AAJ: I was there one night and Wynton Marsalis walked in.

JK: Yeah, everybody knows about it! The cool thing about Seattle is, when I moved here from New Orleans, I had been there for three years, I saw more amazing live music in the first six months of living here than in the three years I lived in New Orleans, excluding Jazzfest. New Orleans isn't really on the tour circuit, it's kind of out of the way. Everybody comes through Seattle. That's one thing I love about Seattle, there's so much good music happening all the time. The Earshot Jazz Festival is a gift, it's so good. Jazz Alley, Tula's.

AAJ: As an artist, we are part of human consciousness and creativity reaching back into the past, are given a short space of time to work in the present, which leaves an impact that reaches forward into the future. How do you see your musical lineage, your creative family tree as part of the flow of musical history.
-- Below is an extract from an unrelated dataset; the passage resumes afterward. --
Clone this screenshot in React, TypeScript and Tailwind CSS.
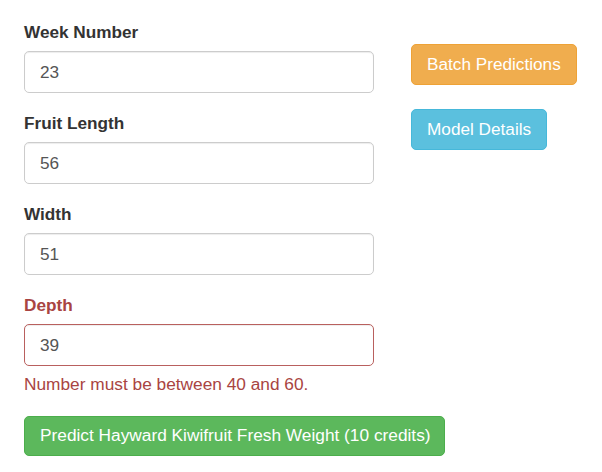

JK: Going forward, I can only dream that my music is actually something that is present, and considered to be something important, that's just a dream. I can't visualize that though, because I'm constantly searching and trying to create something that will stand the test of time. I can't pretend to assume that it will. Coming from the past, I'm influenced by, and inspired by, and affected by everything that I listen to, even the things that I don't really appreciate. I'm constantly learning from my students, I'm open, I just receive what I can, I process it, and do what I can with it. I find myself being a really honest, genuine and good person, and I hope those kind of things come across in my music. When I think about all of the things that have influenced me up to this point, I think of them as gifts that have made me who I am, musically speaking.

I just try to take all of that and do my best with it, and create the best representation of myself, my people, the times, it's just a little gift I put down, and hope someone picks up and appreciates.